You might as well get used to it! No topic is usually off limits in any board. Some aren't appropriate for the particular topic we're discussing, but we've all hijacked the board at one time or another.
JessicaMarie
Sep 24 2004, 08:36 AM
well in THAT case...
The only thing found in the Constitution from our great founding fathers states that the government will not declare a particular national religion. It protected the freedom of religion to the general population, left it in their hands. Thereby, essentially saying that if people want to pray in school, so be it. If the teacher thinks a particular scripture verse will teach a significant lesson in human rights, so be it to be used.
With that whole separation of church and state mumbo-jumbo, I was actually threatened with detention for using biblical scripture in my verbal English report in a high school freshman honors english lit class. Uh, hello? Can you find the idiotcy behind that one?!?!?! Separation of church and state apparently pertains only to a Christian deity and religion. I can tell you that on more than one occasion, separation of church and state allowed my teachers to push an atheist view of the world on me constantly. In science class, I couldn't dare voice my belief of the Creation story w/o being sharply reminded that any answers on a test pertaining to Creation would not tolerated or passed.

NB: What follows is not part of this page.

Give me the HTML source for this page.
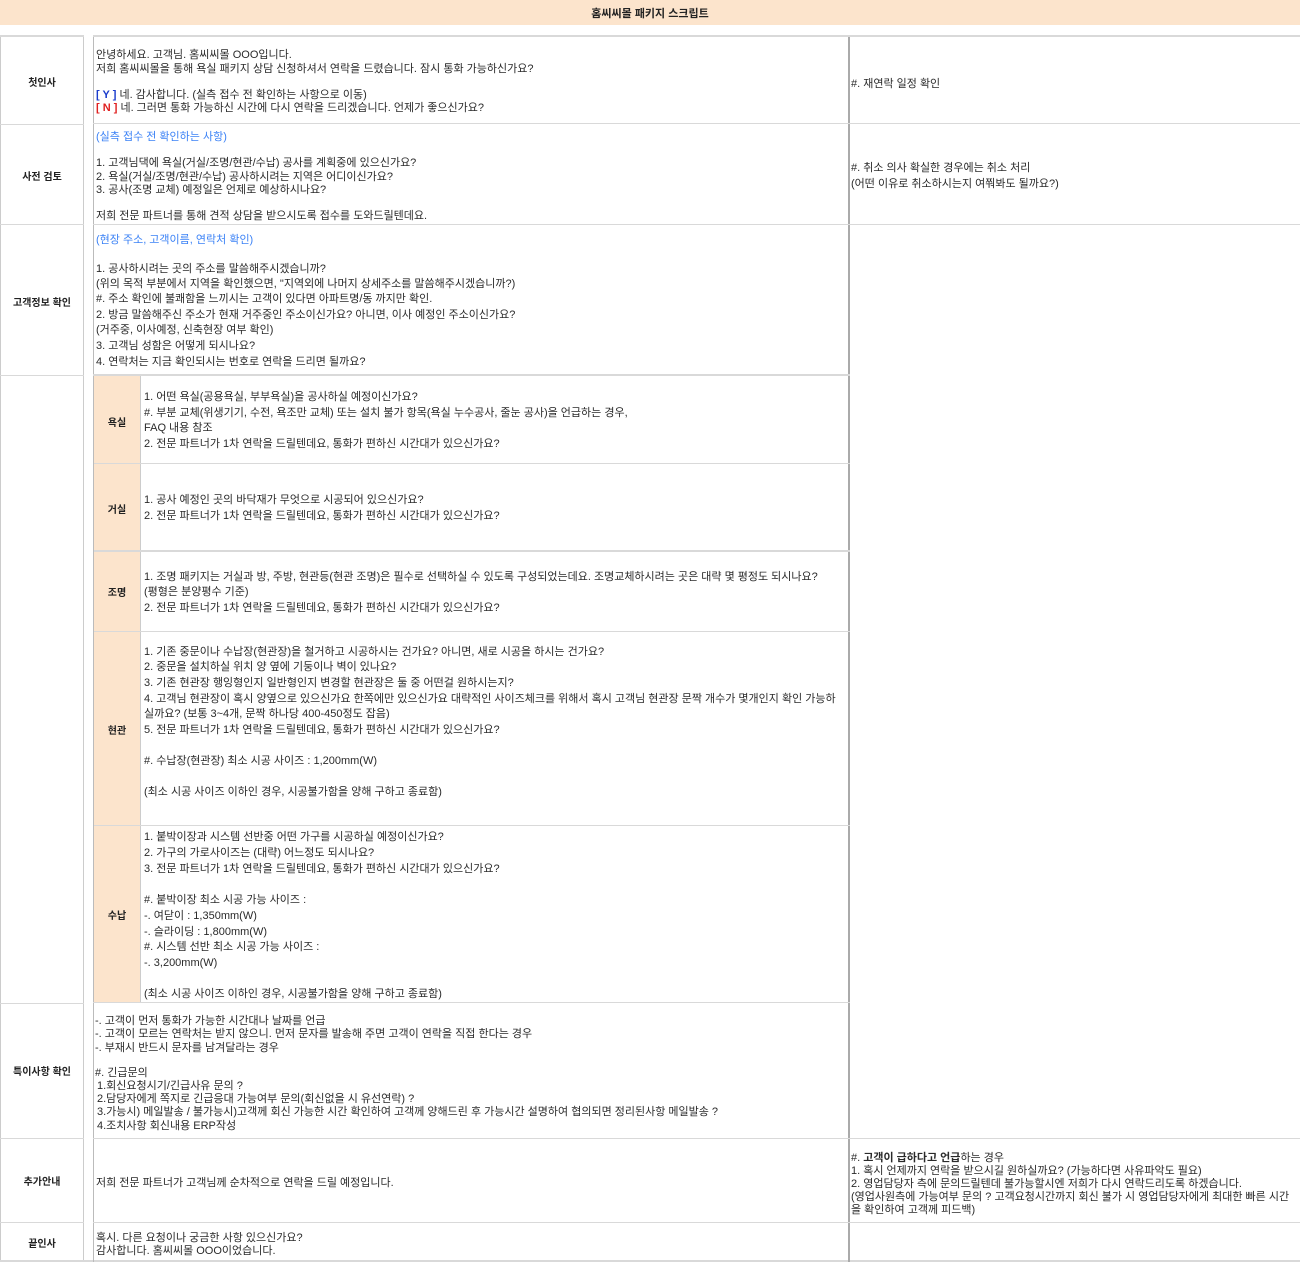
<!DOCTYPE html>
<html><head><meta charset="utf-8">
<style>
html,body{margin:0;padding:0;background:#fff;}
body{width:1300px;height:1262px;position:relative;overflow:hidden;font-family:"Liberation Sans","Noto Sans CJK KR","NanumGothic",sans-serif;color:#222;}
.b{position:absolute;box-sizing:border-box;}
.t{position:absolute;font-size:11px;line-height:12px;white-space:nowrap;margin-top:2px;color:#2a2a2a;}
.l{position:absolute;font-size:10px;line-height:12px;font-weight:bold;white-space:nowrap;text-align:center;margin-top:2px;}
.bl{color:#3b82f6;}
.hl{background:#d9d9d9;}
.pe{background:#fce4cc;}
</style></head><body>
<div class="b pe" style="left:0;top:0;width:1300px;height:25px;"></div>
<div class="l" style="left:0;width:1300px;top:6px;font-size:11px;">홈씨씨몰 패키지 스크립트</div>

<div class="b" style="left:0;top:35px;width:84px;height:1227px;border-left:1px solid #ccc;border-right:1px solid #ccc;"></div>
<div class="b hl" style="left:0;top:35px;width:84px;height:2px;"></div>
<div class="b hl" style="left:0;top:124px;width:84px;height:1px;"></div>
<div class="b hl" style="left:0;top:224px;width:84px;height:1px;"></div>
<div class="b hl" style="left:0;top:375px;width:84px;height:1px;"></div>
<div class="b hl" style="left:0;top:1003px;width:84px;height:1px;"></div>
<div class="b hl" style="left:0;top:1138px;width:84px;height:1px;"></div>
<div class="b hl" style="left:0;top:1222px;width:84px;height:1px;"></div>
<div class="b hl" style="left:0;top:1260px;width:1300px;height:2px;"></div>

<div class="b" style="left:93px;top:35px;width:757px;height:1227px;border-left:1px solid #bbb;border-right:2px solid #aaa;"></div>
<div class="b hl" style="left:93px;top:35px;width:1207px;height:2px;"></div>
<div class="b hl" style="left:93px;top:123px;width:1207px;height:1px;"></div>
<div class="b hl" style="left:93px;top:224px;width:1207px;height:1px;"></div>
<div class="b hl" style="left:93px;top:374px;width:757px;height:2px;"></div>
<div class="b pe" style="left:94px;top:376px;width:46px;height:627px;"></div>
<div class="b" style="left:140px;top:376px;width:1px;height:627px;background:#ccc;"></div>
<div class="b hl" style="left:94px;top:463px;width:756px;height:1px;"></div>
<div class="b hl" style="left:94px;top:550px;width:756px;height:2px;"></div>
<div class="b hl" style="left:94px;top:631px;width:756px;height:1px;"></div>
<div class="b hl" style="left:94px;top:825px;width:756px;height:1px;"></div>
<div class="b hl" style="left:93px;top:1002px;width:757px;height:1px;"></div>
<div class="b hl" style="left:93px;top:1138px;width:1207px;height:1px;"></div>
<div class="b hl" style="left:93px;top:1222px;width:1207px;height:1px;"></div>

<div class="l" style="left:0;width:84px;top:76px;">첫인사</div>
<div class="l" style="left:0;width:84px;top:170px;">사전 검토</div>
<div class="l" style="left:0;width:84px;top:296px;">고객정보 확인</div>
<div class="l" style="left:94px;width:46px;top:416px;">욕실</div>
<div class="l" style="left:94px;width:46px;top:503px;">거실</div>
<div class="l" style="left:94px;width:46px;top:586px;">조명</div>
<div class="l" style="left:94px;width:46px;top:724px;">현관</div>
<div class="l" style="left:94px;width:46px;top:909px;">수납</div>
<div class="l" style="left:0;width:84px;top:1065px;">특이사항 확인</div>
<div class="l" style="left:0;width:84px;top:1175px;">추가안내</div>
<div class="l" style="left:0;width:84px;top:1237px;">끝인사</div>

<div class="t" style="left:96px;top:47px;">안녕하세요. 고객님. 홈씨씨몰 OOO입니다.</div>
<div class="t" style="left:96px;top:61px;">저희 홈씨씨몰을 통해 욕실 패키지 상담 신청하셔서 연락을 드렸습니다. 잠시 통화 가능하신가요?</div>
<div class="t" style="left:96px;top:87px;"><b style="color:#1a3ccc">[ Y ]</b> 네. 감사합니다. (실측 접수 전 확인하는 사항으로 이동)</div>
<div class="t" style="left:96px;top:100px;"><b style="color:#e02020">[ N ]</b> 네. 그러면 통화 가능하신 시간에 다시 연락을 드리겠습니다. 언제가 좋으신가요?</div>
<div class="t" style="left:851px;top:76px;">#. 재연락 일정 확인</div>

<div class="t bl" style="left:96px;top:129px;">(실측 접수 전 확인하는 사항)</div>
<div class="t" style="left:96px;top:155px;">1. 고객님댁에 욕실(거실/조명/현관/수납) 공사를 계획중에 있으신가요?</div>
<div class="t" style="left:96px;top:169px;">2. 욕실(거실/조명/현관/수납) 공사하시려는 지역은 어디이신가요?</div>
<div class="t" style="left:96px;top:182px;">3. 공사(조명 교체) 예정일은 언제로 예상하시나요?</div>
<div class="t" style="left:96px;top:208px;">저희 전문 파트너를 통해 견적 상담을 받으시도록 접수를 도와드릴텐데요.</div>
<div class="t" style="left:851px;top:160px;">#. 취소 의사 확실한 경우에는 취소 처리</div>
<div class="t" style="left:851px;top:176px;">(어떤 이유로 취소하시는지 여쭤봐도 될까요?)</div>

<div class="t bl" style="left:96px;top:232px;">(현장 주소, 고객이름, 연락처 확인)</div>
<div class="t" style="left:96px;top:261px;">1. 공사하시려는 곳의 주소를 말씀해주시겠습니까?</div>
<div class="t" style="left:96px;top:276px;">(위의 목적 부분에서 지역을 확인했으면, "지역외에 나머지 상세주소를 말씀해주시겠습니까?)</div>
<div class="t" style="left:96px;top:291px;">#. 주소 확인에 불쾌함을 느끼시는 고객이 있다면 아파트명/동 까지만 확인.</div>
<div class="t" style="left:96px;top:307px;">2. 방금 말씀해주신 주소가 현재 거주중인 주소이신가요? 아니면, 이사 예정인 주소이신가요?</div>
<div class="t" style="left:96px;top:322px;">(거주중, 이사예정, 신축현장 여부 확인)</div>
<div class="t" style="left:96px;top:338px;">3. 고객님 성함은 어떻게 되시나요?</div>
<div class="t" style="left:96px;top:354px;">4. 연락처는 지금 확인되시는 번호로 연락을 드리면 될까요?</div>

<div class="t" style="left:144px;top:389px;">1. 어떤 욕실(공용욕실, 부부욕실)을 공사하실 예정이신가요?</div>
<div class="t" style="left:144px;top:405px;">#. 부분 교체(위생기기, 수전, 욕조만 교체) 또는 설치 불가 항목(욕실 누수공사, 줄눈 공사)을 언급하는 경우,</div>
<div class="t" style="left:144px;top:420px;">FAQ 내용 참조</div>
<div class="t" style="left:144px;top:436px;">2. 전문 파트너가 1차 연락을 드릴텐데요, 통화가 편하신 시간대가 있으신가요?</div>
<div class="t" style="left:144px;top:492px;">1. 공사 예정인 곳의 바닥재가 무엇으로 시공되어 있으신가요?</div>
<div class="t" style="left:144px;top:508px;">2. 전문 파트너가 1차 연락을 드릴텐데요, 통화가 편하신 시간대가 있으신가요?</div>
<div class="t" style="left:144px;top:569px;">1. 조명 패키지는 거실과 방, 주방, 현관등(현관 조명)은 필수로 선택하실 수 있도록 구성되었는데요. 조명교체하시려는 곳은 대략 몇 평정도 되시나요?</div>
<div class="t" style="left:144px;top:584px;">(평형은 분양평수 기준)</div>
<div class="t" style="left:144px;top:600px;">2. 전문 파트너가 1차 연락을 드릴텐데요, 통화가 편하신 시간대가 있으신가요?</div>
<div class="t" style="left:144px;top:644px;">1. 기존 중문이나 수납장(현관장)을 철거하고 시공하시는 건가요? 아니면, 새로 시공을 하시는 건가요?</div>
<div class="t" style="left:144px;top:659px;">2. 중문을 설치하실 위치 양 옆에 기둥이나 벽이 있나요?</div>
<div class="t" style="left:144px;top:675px;">3. 기존 현관장 행잉형인지 일반형인지 변경할 현관장은 둘 중 어떤걸 원하시는지?</div>
<div class="t" style="left:144px;top:691px;">4. 고객님 현관장이 혹시 양옆으로 있으신가요 한쪽에만 있으신가요 대략적인 사이즈체크를 위해서 혹시 고객님 현관장 문짝 개수가 몇개인지 확인 가능하</div>
<div class="t" style="left:144px;top:706px;">실까요? (보통 3~4개, 문짝 하나당 400-450정도 잡음)</div>
<div class="t" style="left:144px;top:722px;">5. 전문 파트너가 1차 연락을 드릴텐데요, 통화가 편하신 시간대가 있으신가요?</div>
<div class="t" style="left:144px;top:753px;">#. 수납장(현관장) 최소 시공 사이즈 : 1,200mm(W)</div>
<div class="t" style="left:144px;top:784px;">(최소 시공 사이즈 이하인 경우, 시공불가함을 양해 구하고 종료함)</div>
<div class="t" style="left:144px;top:829px;">1. 붙박이장과 시스템 선반중 어떤 가구를 시공하실 예정이신가요?</div>
<div class="t" style="left:144px;top:845px;">2. 가구의 가로사이즈는 (대략) 어느정도 되시나요?</div>
<div class="t" style="left:144px;top:861px;">3. 전문 파트너가 1차 연락을 드릴텐데요, 통화가 편하신 시간대가 있으신가요?</div>
<div class="t" style="left:144px;top:892px;">#. 붙박이장 최소 시공 가능 사이즈 :</div>
<div class="t" style="left:144px;top:908px;">-. 여닫이 : 1,350mm(W)</div>
<div class="t" style="left:144px;top:924px;">-. 슬라이딩 : 1,800mm(W)</div>
<div class="t" style="left:144px;top:939px;">#. 시스템 선반 최소 시공 가능 사이즈 :</div>
<div class="t" style="left:144px;top:955px;">-. 3,200mm(W)</div>
<div class="t" style="left:144px;top:986px;">(최소 시공 사이즈 이하인 경우, 시공불가함을 양해 구하고 종료함)</div>

<div class="t" style="left:95px;top:1013px;">-. 고객이 먼저 통화가 가능한 시간대나 날짜를 언급</div>
<div class="t" style="left:95px;top:1026px;">-. 고객이 모르는 연락처는 받지 않으니. 먼저 문자를 발송해 주면 고객이 연락을 직접 한다는 경우</div>
<div class="t" style="left:95px;top:1040px;">-. 부재시 반드시 문자를 남겨달라는 경우</div>
<div class="t" style="left:95px;top:1065px;">#. 긴급문의</div>
<div class="t" style="left:97px;top:1078px;">1.회신요청시기/긴급사유 문의 ?</div>
<div class="t" style="left:97px;top:1091px;">2.담당자에게 쪽지로 긴급응대 가능여부 문의(회신없을 시 유선연락) ?</div>
<div class="t" style="left:97px;top:1104px;">3.가능시) 메일발송 / 불가능시)고객께 회신 가능한 시간 확인하여 고객께 양해드린 후 가능시간 설명하여 협의되면 정리된사항 메일발송 ?</div>
<div class="t" style="left:97px;top:1118px;">4.조치사항 회신내용 ERP작성</div>

<div class="t" style="left:96px;top:1175px;">저희 전문 파트너가 고객님께 순차적으로 연락을 드릴 예정입니다.</div>
<div class="t" style="left:851px;top:1150px;">#. <b>고객이 급하다고 언급</b>하는 경우</div>
<div class="t" style="left:851px;top:1163px;">1. 혹시 언제까지 연락을 받으시길 원하실까요? (가능하다면 사유파악도 필요)</div>
<div class="t" style="left:851px;top:1176px;">2. 영업담당자 측에 문의드릴텐데 불가능할시엔 저희가 다시 연락드리도록 하겠습니다.</div>
<div class="t" style="left:851px;top:1189px;">(영업사원측에 가능여부 문의 ? 고객요청시간까지 회신 불가 시 영업담당자에게 최대한 빠른 시간</div>
<div class="t" style="left:851px;top:1202px;">을 확인하여 고객께 피드백)</div>

<div class="t" style="left:96px;top:1230px;">혹시. 다른 요청이나 궁금한 사항 있으신가요?</div>
<div class="t" style="left:96px;top:1243px;">감사합니다. 홈씨씨몰 OOO이었습니다.</div>
</body></html>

Don't talk to me about Separation of church and state without expecting me to laugh in your face about it...
PHISH
Sep 24 2004, 08:50 AM
I don't think you should have been threatened with detention for using biblical scripture, but the question remains, was it relevent to the teacher's curriculum? And even though you may not agree with the teacher's curriculum, that's what is taught and tested.
You can't give biblical answers in a science class - science is based on fact. Religion is based on theory and faith, and a very small amount of history. Religion in a public school doesn't belong simply because it can be debated, based on your religious beliefs. Schools are there to teach the facts, and the facts only. If you want to be taught religion, then attend a private school. Or else if you want religion taught in schools, then all religions should be taught - christianity, judaism, buddhism, muslim, etc.
Naomi
Sep 24 2004, 09:19 AM
Wow, this went from Whiney Teachers to a Can of Worms over the past few weeks!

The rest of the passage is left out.